On Sun, 6 Nov 2016 22:59:33 -0000 (UTC), masochist <***@pobox.com> wrote:
| On 2016-11-03, ***@gmail.com scribbled these curious markings:
|> "<blah> is about 90% crunch" or "<title> is almost all fluff" tells
|> you a fair bit about the releases if you know what fluff and crunch
|> are.
|
| It also tells you about the speaker/writer. 'fluff' tends to
| indicate something seen as superfluous, spurious, or even
| actively unwanted. IME, people making this distinction tend to be
| the sort who rollplay rather than roleplay--the murderhobos
| inhabiting so many living campaigns. I don't have the opinions of
| others upthread, but I have come to regard people making the
| distinction as folks I probably won't have fun playing with.
|
| The words used for setting content--fluff, flavor--seem to
| implicitly demean the content to me, as though they are of
| secondary importance.
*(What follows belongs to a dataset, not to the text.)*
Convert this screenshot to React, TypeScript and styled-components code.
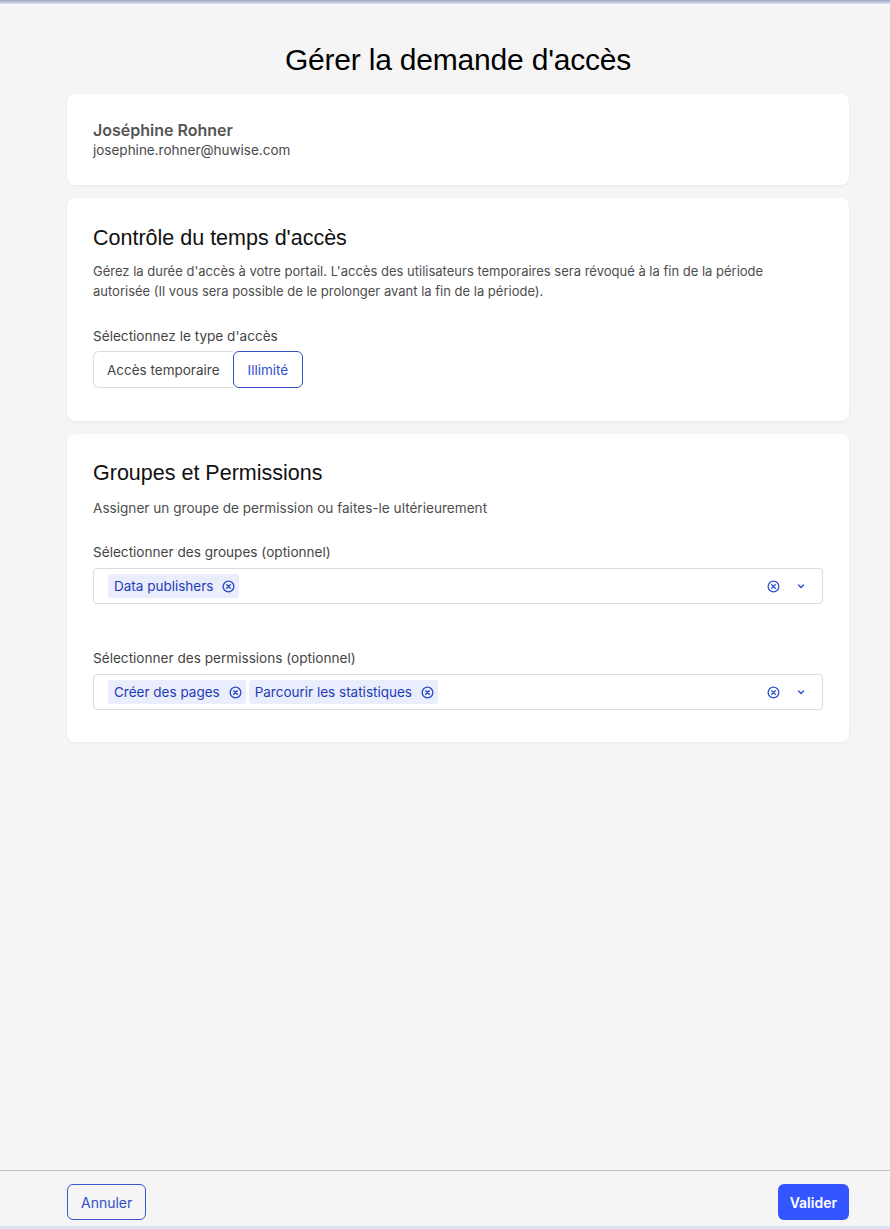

Why not "rules" and "setting", perfectly
| viable words that are at once descriptive and neutral? Because
| the people who came up with the dichotomy have a rollplaying
| bias.
I'd view calling it "flavour" as a more positive outlook. While "fluff"
is something you can do without, or possible see as actively bad,
playing a flavourless game is much less appealing.